- **SOURCE DATA**:
--
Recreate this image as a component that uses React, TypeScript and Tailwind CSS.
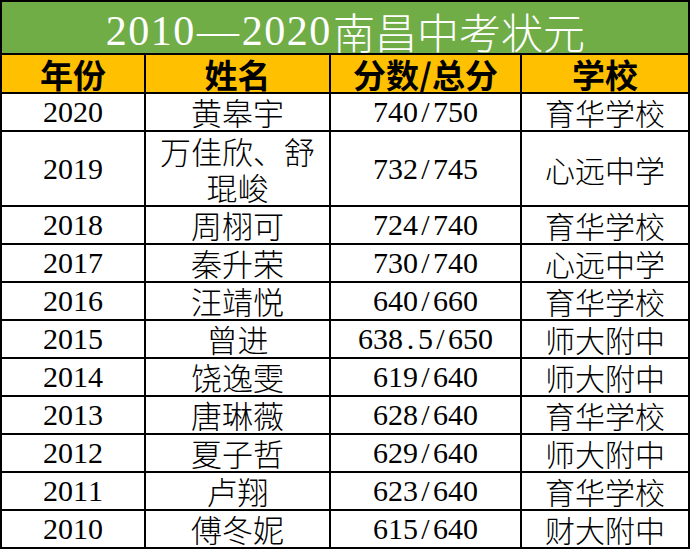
const rows: [string, string, string, string][] = [
  ['2020', '黄皋宇', '740/750', '育华学校'],
  ['2019', '万佳欣、舒\n琨峻', '732/745', '心远中学'],
  ['2018', '周栩可', '724/740', '育华学校'],
  ['2017', '秦升荣', '730/740', '心远中学'],
  ['2016', '汪靖悦', '640/660', '育华学校'],
  ['2015', '曾进', '638.5/650', '师大附中'],
  ['2014', '饶逸雯', '619/640', '师大附中'],
  ['2013', '唐琳薇', '628/640', '育华学校'],
  ['2012', '夏子哲', '629/640', '师大附中'],
  ['2011', '卢翔', '623/640', '育华学校'],
  ['2010', '傅冬妮', '615/640', '财大附中'],
];

// half-width cells so digits, "/" and "." line up like the Song font in the sheet
function Mono({ text, w = 'w-[0.5em]' }: { text: string; w?: string }) {
  return (
    <span className="inline-flex">
      {text.split('').map((ch, i) => (
        <span key={i} className={`inline-block text-center ${w}`}>
          {ch}
        </span>
      ))}
    </span>
  );
}

const cell = 'bg-white flex items-center justify-center text-black leading-[32px]';

export default function App() {
  return (
    <div className="w-[692px] h-[552px] bg-white font-['Liberation_Serif','Noto_Sans_CJK_SC',serif]">
      <div className="grid w-fit grid-cols-[142px_183px_189px_166px] grid-rows-[51px_37px_36px_73px_repeat(9,36px)] gap-[2px] bg-black p-[2px]">
        <div className="col-span-4 flex items-center justify-center bg-[#70ad47] pt-[6px] text-[42px] leading-[40px] text-white">
          <Mono text="2010" w="w-[22.5px]" />
          <span className="inline-block w-[46px] text-center">—</span>
          <Mono text="2020" w="w-[22.5px]" />
          <span className="ml-[2px] font-['Noto_Sans_CJK_SC',sans-serif] font-light">南昌中考状元</span>
        </div>

        {['年份', '姓名', '分数/总分', '学校'].map((h) => (
          <div
            key={h}
            className="flex items-start justify-center bg-[#ffc000] pt-[3px] font-['Noto_Sans_CJK_SC',sans-serif] text-[33px] font-bold leading-[33px] text-black"
          >
            {h}
          </div>
        ))}

        {rows.map(([year, name, score, school]) => (
          <div key={year} className="contents">
            <div className={`${cell} text-[30px]`}>
              <Mono text={year} />
            </div>
            <div className={`${cell} whitespace-pre-line text-center font-['Noto_Sans_CJK_SC',sans-serif] text-[31px] font-light leading-[36px]`}>
              {name}
            </div>
            <div className={`${cell} text-[30px]`}>
              <Mono text={score} />
            </div>
            <div className={`${cell} font-['Noto_Sans_CJK_SC',sans-serif] text-[30px] font-light`}>
              {school}
            </div>
          </div>
        ))}
      </div>
    </div>
  );
}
--
- **SHORT TASK**: Retype everything in the material word for word, minus pictures.

- **CORRECT RESPONSE**:
Recreate this image as a component that uses React, TypeScript and Tailwind CSS.
const rows: [string, string, string, string][] = [
  ['2020', '黄皋宇', '740/750', '育华学校'],
  ['2019', '万佳欣、舒\n琨峻', '732/745', '心远中学'],
  ['2018', '周栩可', '724/740', '育华学校'],
  ['2017', '秦升荣', '730/740', '心远中学'],
  ['2016', '汪靖悦', '640/660', '育华学校'],
  ['2015', '曾进', '638.5/650', '师大附中'],
  ['2014', '饶逸雯', '619/640', '师大附中'],
  ['2013', '唐琳薇', '628/640', '育华学校'],
  ['2012', '夏子哲', '629/640', '师大附中'],
  ['2011', '卢翔', '623/640', '育华学校'],
  ['2010', '傅冬妮', '615/640', '财大附中'],
];

// half-width cells so digits, "/" and "." line up like the Song font in the sheet
function Mono({ text, w = 'w-[0.5em]' }: { text: string; w?: string }) {
  return (
    <span className="inline-flex">
      {text.split('').map((ch, i) => (
        <span key={i} className={`inline-block text-center ${w}`}>
          {ch}
        </span>
      ))}
    </span>
  );
}

const cell = 'bg-white flex items-center justify-center text-black leading-[32px]';

export default function App() {
  return (
    <div className="w-[692px] h-[552px] bg-white font-['Liberation_Serif','Noto_Sans_CJK_SC',serif]">
      <div className="grid w-fit grid-cols-[142px_183px_189px_166px] grid-rows-[51px_37px_36px_73px_repeat(9,36px)] gap-[2px] bg-black p-[2px]">
        <div className="col-span-4 flex items-center justify-center bg-[#70ad47] pt-[6px] text-[42px] leading-[40px] text-white">
          <Mono text="2010" w="w-[22.5px]" />
          <span className="inline-block w-[46px] text-center">—</span>
          <Mono text="2020" w="w-[22.5px]" />
          <span className="ml-[2px] font-['Noto_Sans_CJK_SC',sans-serif] font-light">南昌中考状元</span>
        </div>

        {['年份', '姓名', '分数/总分', '学校'].map((h) => (
          <div
            key={h}
            className="flex items-start justify-center bg-[#ffc000] pt-[3px] font-['Noto_Sans_CJK_SC',sans-serif] text-[33px] font-bold leading-[33px] text-black"
          >
            {h}
          </div>
        ))}

        {rows.map(([year, name, score, school]) => (
          <div key={year} className="contents">
            <div className={`${cell} text-[30px]`}>
              <Mono text={year} />
            </div>
            <div className={`${cell} whitespace-pre-line text-center font-['Noto_Sans_CJK_SC',sans-serif] text-[31px] font-light leading-[36px]`}>
              {name}
            </div>
            <div className={`${cell} text-[30px]`}>
              <Mono text={score} />
            </div>
            <div className={`${cell} font-['Noto_Sans_CJK_SC',sans-serif] text-[30px] font-light`}>
              {school}
            </div>
          </div>
        ))}
      </div>
    </div>
  );
}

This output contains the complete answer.